Jacobson:  And one time we got this radio announcement -------------------------but the best one he and this guy got together and they posed and produced -----------------­(transcriber: singing — apparently the song that was written about Sun City/) What commercial was it where these guys -------‑
Interviewer:  That was Camelback Village. That was "a home with a heart". ---------------------‑
Jacobson:  That won some kind of a national merchandising deal.
Interviewer:  Some woman said that she had this record of that song.
Jacobson:  Oh yes, we used to give them away. --------------‑
Interviewer:  I made a tape of that so we have the tape. Oh, I have the words. -----------------‑
Jacobson:  Well I think you have about milked us dry here and it has been an awful lot of fun. Tell me what are you going to do with all this material.
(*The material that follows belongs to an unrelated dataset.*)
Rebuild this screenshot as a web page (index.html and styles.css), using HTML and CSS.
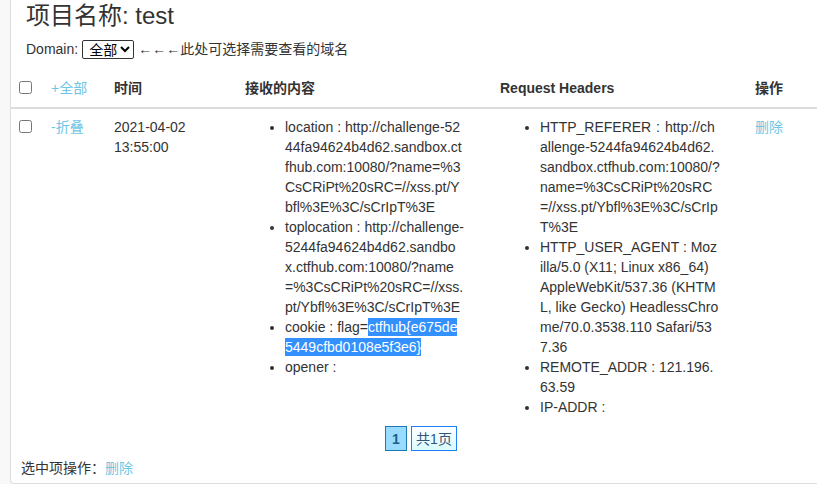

Interviewer:  Well, we have to distill it of course and….
Jacobson:  I thought you put it all in verbatim.
Interviewer: Anyway, hopefully we are going to get this book into press in time for the January 1985 for the 25th Anniversary. We haven't even named the book yet.
Jacobson:  I think I would suggest that in order for you to get the flavor of it, we have tried to relate the facts as best we could. But it would seem to me that you could color it a little bit---------------------‑  You can't do just a documentary, it has got to be an interesting -------‑
Joe Ashton died in the past two or three years. He was a real mover.
Interviewer: We have interviewed Meeker and of course he came into the picture quite a little bit later than you. But he gave us some pretty good background information on the development of the housing as it went along. -------He told about he and Childress, I think it was, that last night, New Year's Eve, he said they had a lot of things to do and they got through about 2 o'clock in the morning and they went over to a restaurant in Peoria and he said they sat there and they looked at each other and said  Do you think any body is going to come? And then the next day there were 25,000 people.
Jacobson:  That happened about 8 o'clock at night. There was Owen Childress, myself, Meeker, Ford and we stopped off at Manuel's and ordered a drink and everybody was very quiet. Nobody was talking. There were five of us. Somebody started laughing and said what are all you guys thinking about. And Owen Childress said I am thinking about how the hell I am going to get a 30 year mortgage for a guy 60 years old. We have to prove that they are good loans. And everybody had a concern.
Interviewer: Who were the five?
Jacobson:  Myself, Owen Childress, John Meeker, Jack Ford. Just the four of us.
Interviewer: Jack Ford?
Jacobson:  Joe Ashton was Executive vice president of the housing development. Tom Breen was his right hand man. Sun City was directly under Tom Breen. Jack Ford was Tom's project manager, chief operations. Owen Childress was ----------------and John Meeker was an operations manager.
Interviewer: I think it was Childress that told us that ---------the first morning you ran out of official contracts.
Jacobson:  Funny about that though, the part you are talking about was different guys worried about different things and I think Owen asked me what my major concern was and I said real simple, if nobody comes. He said, My God, you can't be serious.
-----------------------According to the highway patrol we had closer to 100,000 people that first day. Traffic backed up ------‑
Interviewer: Not the first day, I heard it was the first weekend. A man told me that they arrived — they wintered out here, and they were due to arrive Dec 30, but they encountered so much bad weather that they arrived the morning of the 31st  and he said they went to their apartment and he went out to get groceries and to buy a paper. He said there was a big spread in the paper, now do you remember how many pages that was? Some people say two and some say four.
Jacobson:  It was four. It was a section that we took.
It says here it was 50,000.  In three days there were more than 100,000 visitors.
Transcriber:  ( I struggled through this because I thought it had some interesting information. There were people all talking at the same time, much laughing, and other noises that it made it hard to get it all.)